Sometimes, I really enjoy watching really terrible movies. It’s even better if I can sucker friends to join me. I guess I’m kind of a masochistic troll like that. =p Last week, I saw both Red Dawn and Twilight: Breaking Dawn - Part 2. I went to see the first one, with Sam and he got the choice between the two, so he picked Red Dawn. It was pretty terrible.
Viraj, got left with the remaining option and we saw that this past weekend. We were the only pair of guys in the theater, which was quite hilarious. The fact that my suffering through the movie included Viraj suffering through the movie made it all awesome.
Here is Viraj with his shame:
At the office, somehow I got added to the BV West office’s mailing list and I found out they were doing holiday decorations. That inspired my team (“code named” Firebird) to do our own in our little area. Here’s that:
I made the firebird-hand-turkey.
I hit my “unofficial” six year anniversary at Bazaarvoice near the end of last month (I was a contractor for the first two months). It’s certainly been a great experience for me as I’ve played multiple roles throughout the years. I’ve had the opportunity to grow immensely both technically and non-technically and have gained a lot of confidence in my own abilities.

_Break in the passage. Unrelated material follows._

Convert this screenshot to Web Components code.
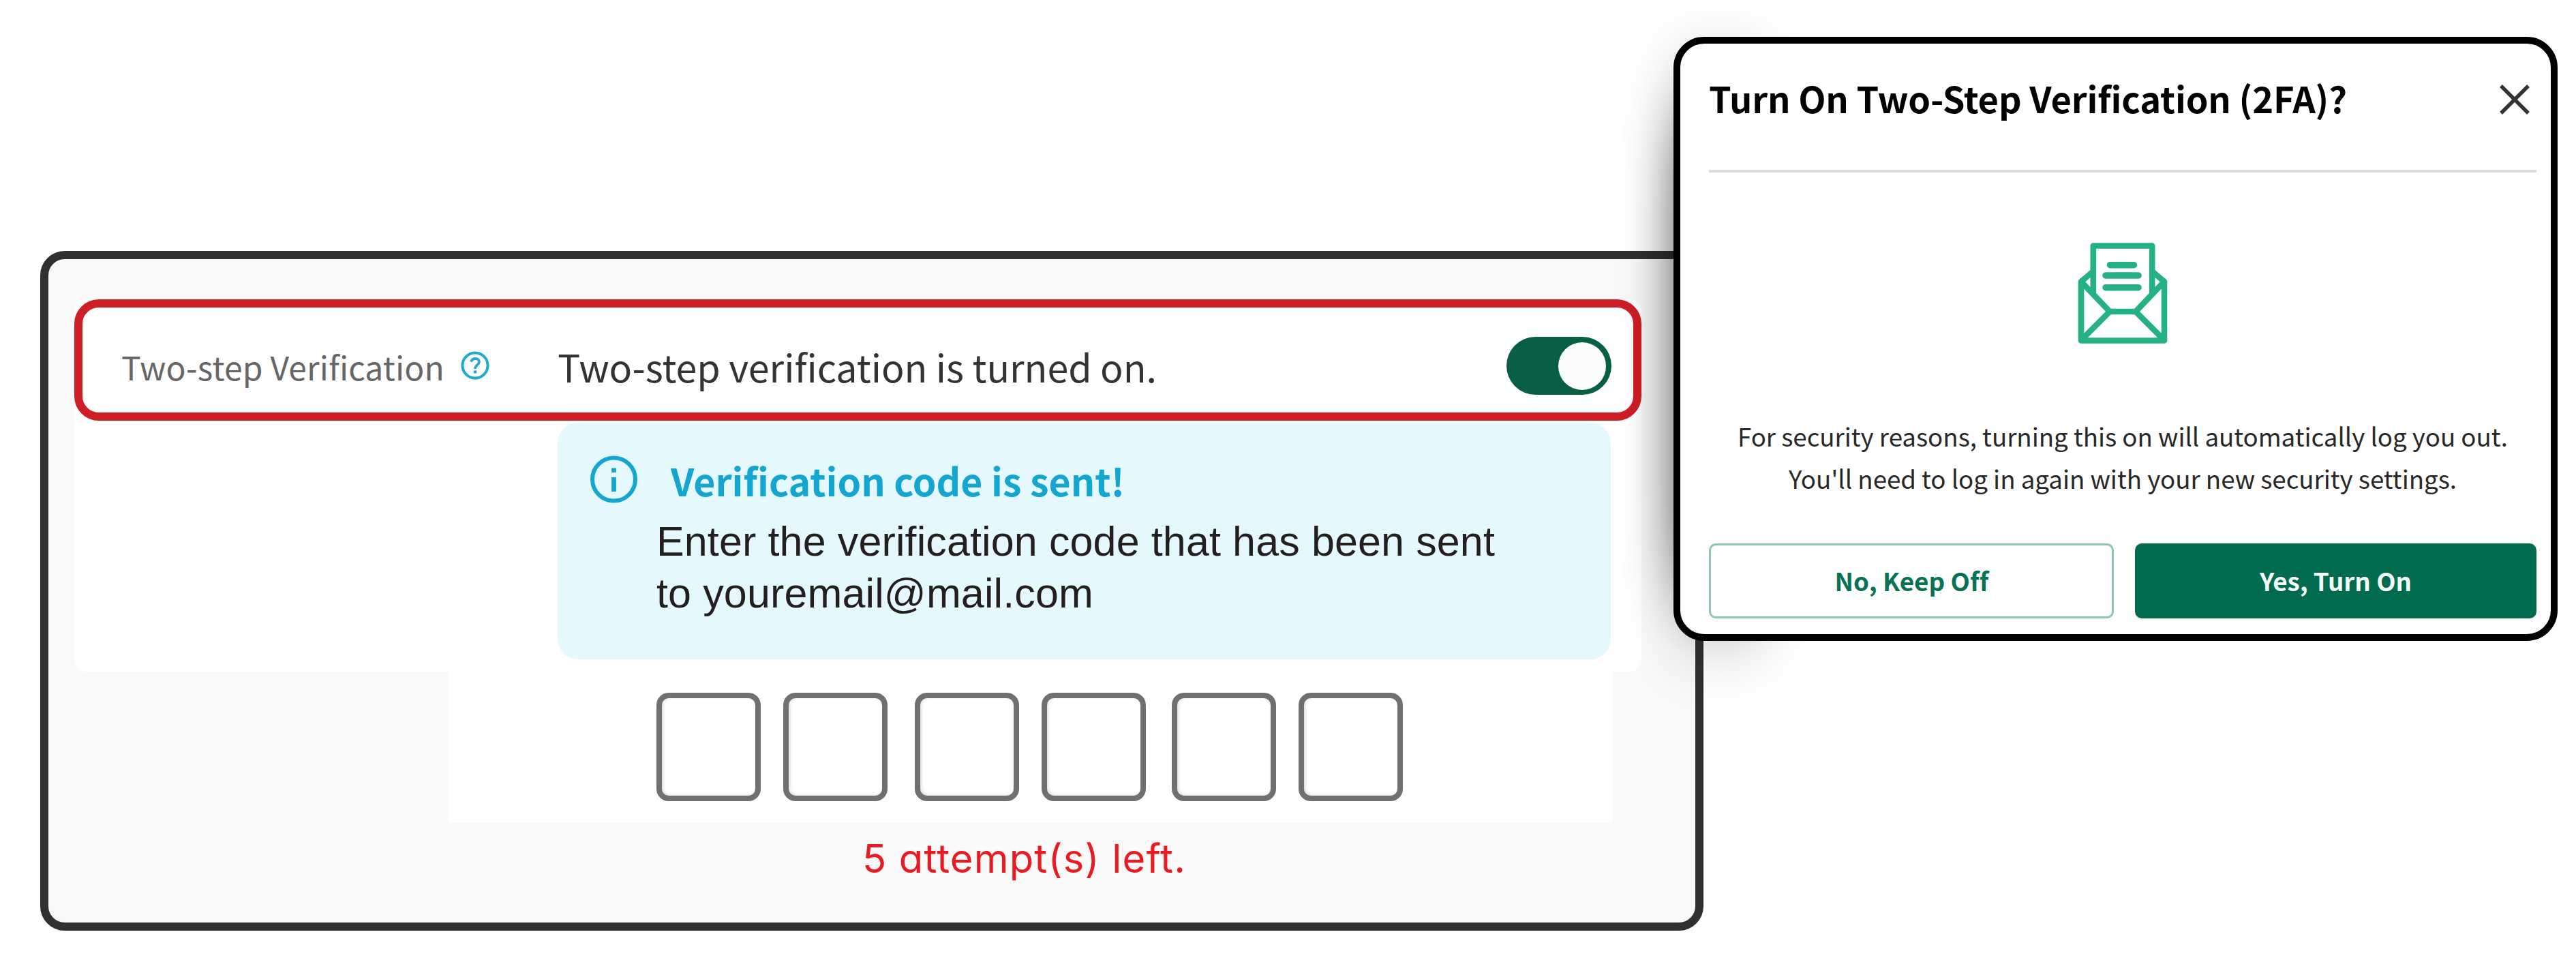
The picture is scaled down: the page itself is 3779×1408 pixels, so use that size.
<!DOCTYPE html>
<html lang="en"><head><meta charset="utf-8"><title>Two-step verification</title>
<style>html,body{margin:0;background:#fff}</style></head>
<body>
<two-step-page></two-step-page>
<script>
const define = (name, html, setup) => customElements.define(name, class extends HTMLElement {
  constructor() { super(); this.attachShadow({mode: 'open'}).innerHTML = html; }
  connectedCallback() { if (setup) setup(this, this.shadowRoot); }
});

/* One line of text, tracked so that it fills the width given in its attribute. */
define('fit-text', `<style>:host{display:block;white-space:nowrap}span{display:inline-block}</style><span><slot></slot></span>`, (el, root) => {
  const s = root.querySelector('span');
  const want = +el.getAttribute('width'), text = el.textContent;
  el.style.width = want + 'px';
  s.style.letterSpacing = (want - s.getBoundingClientRect().width) / text.length + 'px';
});

define('help-icon', `<style>:host{display:block;width:44px;height:44px}svg{display:block}</style>
<svg width="44" height="44" viewBox="0 0 44 44" fill="none" stroke="#22a9cf"><circle cx="22" cy="22" r="18.6" stroke-width="4"/><path d="M16 16.5c1-3 3.500-4.500 6.500-4.500c3.500 0 5.500 2 5.500 4.600c0 4.600-6 4.600-6 10.400" stroke-width="3.8"/><path d="M22 29.500v4" stroke-width="4.400"/></svg>`);

define('info-icon', `<style>:host{display:block;width:72px;height:72px}svg{display:block}</style>
<svg width="72" height="72" viewBox="0 0 72 72" fill="none" stroke="#14a6d0"><circle cx="36.500" cy="36" r="31.500" stroke-width="6"/><path d="M36.500 19.500v6.500M36.500 33v21" stroke-width="6.800"/></svg>`);

define('toggle-switch', `<style>:host{display:flex;justify-content:flex-end;align-items:center;box-sizing:border-box;width:154px;height:85px;padding-right:8px;border-radius:43px;background:#085f45}i{width:70px;height:70px;border-radius:50%;background:#fafcfb}</style><i></i>`);

define('setting-row', `<style>
:host{display:flex;align-items:flex-start;box-sizing:border-box;height:178px;border:12px solid #cf1e25;border-radius:36px;font:48px/60px "Noto Sans CJK SC",sans-serif;color:#666}
.label{margin:56px 0 0 57px}help-icon{margin:63px 0 0 23px}
.state{margin:51px 0 0 99px;font-size:55.6px;line-height:70px;color:#333}toggle-switch{margin:43px 32px 0 auto}
</style><fit-text class="label" width="474">Two-step Verification</fit-text><help-icon></help-icon><fit-text class="state" width="879">Two-step verification is turned on.</fit-text><toggle-switch></toggle-switch>`);

define('code-notice', `<style>
:host{display:block;box-sizing:border-box;width:1545px;height:347px;border-radius:30px;background:#e4f8fe;padding:47px 0 0 46px;color:#231f20;font:61px/76px "Liberation Sans",Arial,sans-serif}
header{display:flex;align-items:flex-start;height:72px}.title{margin:2px 0 0 48px;font:bold 55.5px/70px "Noto Sans CJK SC",sans-serif;color:#14a6d0}
.body{margin:17px 0 0 99px}.body+.body{margin-top:0}
</style><header><info-icon></info-icon><fit-text class="title" width="666">Verification code is sent!</fit-text></header>
<fit-text class="body" width="1230">Enter the verification code that has been sent</fit-text><fit-text class="body" width="641">to youremail@mail.com</fit-text>`);

define('code-input', `<style>
:host{display:flex;align-items:flex-start;box-sizing:border-box;width:1709px;height:222px;padding:31px 0 0 306px;background:#fff}
i{box-sizing:border-box;width:153px;height:159px;border:8px solid #707070;border-radius:18px;margin-right:33px;box-shadow:inset 2px -1px 4px #0002}
i:nth-of-type(2){margin-right:40px}i:nth-of-type(4){margin-right:38px}
</style><i></i><i></i><i></i><i></i><i></i><i></i>`);

define('settings-panel', `<style>
:host{display:block;box-sizing:border-box;width:2440px;height:997px;border:12px solid #303030;border-radius:36px;background:#f9f9f9;padding:59px 0 0 38px}
.card{width:2299px;height:546px;background:#fff;border-radius:17px}
code-notice{margin:3px 0 0 709px}code-input{margin-left:548px}
.left{margin:17px 0 0 1156px;font:58px/70px Inter,sans-serif;font-feature-settings:"cv11";color:#e91a20}
</style><div class="card"><setting-row></setting-row><code-notice></code-notice></div><code-input></code-input><fit-text class="left" width="475">5 attempt(s) left.</fit-text>`);

define('envelope-icon', `<style>:host{display:block;width:132px;height:148px}svg{display:block}</style>
<svg width="132" height="148" viewBox="0 0 132 148" fill="none" stroke="#23b185" stroke-width="8.6" stroke-linejoin="round" stroke-linecap="round">
<path d="M22.8 73V4.5H109.2V73"/><path d="M22.8 42L5 57V143.5H127V57L109.2 42M5 57L47 101H85L127 57M6 142L47 101M126 142L85 101"/>
<path d="M47.5 32.7H82.500M41 48H89M41 65.7H89" stroke-width="9.6"/></svg>`);

define('close-icon', `<style>:host{display:block;width:48px;height:48px}svg{display:block}</style>
<svg width="48" height="48" viewBox="0 0 48 48" stroke="#333" stroke-width="5.4"><path d="M4 4L44 44M44 4L4 44"/></svg>`);

define('dialog-button', `<style>
:host{display:flex;justify-content:center;box-sizing:border-box;height:110px;border:3px solid #8cc6b3;border-radius:10px;padding-top:23px;font:bold 36.8px/56px "Noto Sans CJK SC",sans-serif;color:#077256}
:host([primary]){background:#006b4f;border-color:#006b4f;color:#f4faf8}
</style><slot></slot>`);

define('confirm-dialog', `<style>
:host{display:block;box-sizing:border-box;width:1297px;height:886px;border:10px solid #000;border-radius:45px;background:#fff;padding:0 21px 0 42px}
header{display:flex;align-items:flex-start;box-sizing:border-box;height:189px;border-bottom:4px solid #dcdcdc}
.title{margin:44px 0 0 0;font:bold 52.4px/70px "Noto Sans CJK SC",sans-serif;color:#000}
close-icon{margin:58px 8px 0 auto}
envelope-icon{margin:103px auto 0 541px}
.t{font:36.7px/62px "Noto Sans CJK SC",sans-serif;color:#282828}
.a{margin:104px 0 0 42px}.b{margin:0 0 0 117px}
footer{display:flex;margin-top:65px}
.no{width:594px;margin-right:31px}.yes{width:589px}
</style><header><fit-text class="title" width="936">Turn On Two-Step Verification (2FA)?</fit-text><close-icon></close-icon></header>
<envelope-icon></envelope-icon>
<fit-text class="t a" width="1130">For security reasons, turning this on will automatically log you out.</fit-text>
<fit-text class="t b" width="980">You'll need to log in again with your new security settings.</fit-text>
<footer><dialog-button class="no"><fit-text width="225">No, Keep Off</fit-text></dialog-button><dialog-button class="yes" primary><fit-text width="223">Yes, Turn On</fit-text></dialog-button></footer>`);

define('two-step-page', `<style>
:host{display:block;position:relative;box-sizing:border-box;width:3779px;height:1408px;padding:368px 0 0 59px;overflow:hidden;background:#fff}
svg{position:absolute;left:2200px;top:0}confirm-dialog{position:absolute;left:2455px;top:54px}
</style><settings-panel></settings-panel>
<svg width="700" height="1408"><filter id="s" filterUnits="userSpaceOnUse" x="0" y="-300" width="700" height="1800"><feGaussianBlur stdDeviation="38 75"/></filter><rect x="257" y="160" width="130" height="715" fill="#000" opacity=".68" filter="url(#s)"/></svg>
<confirm-dialog></confirm-dialog>`);
</script>
</body></html>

Today (well, technically yesterday) I have the privilege of being the official team lead for one of the highest concentrations of talent and passion I’ve ever worked with. That’s saying a lot because many of my past teammates have been no slouches! I feel honored with the designation and look forward to continuing to push the envelope of what the team can accomplish. I’m super thankful to everyone who had a part in getting me here and on this team.
In other news, December brings a large mix of emotions to me. I have a hard time identifying my feelings often times, so this feels a bit like rapid spontaneous mood swings. I generally find myself listening to terrible music, then forcing Mozilla to cuddle. Seems to work well enough.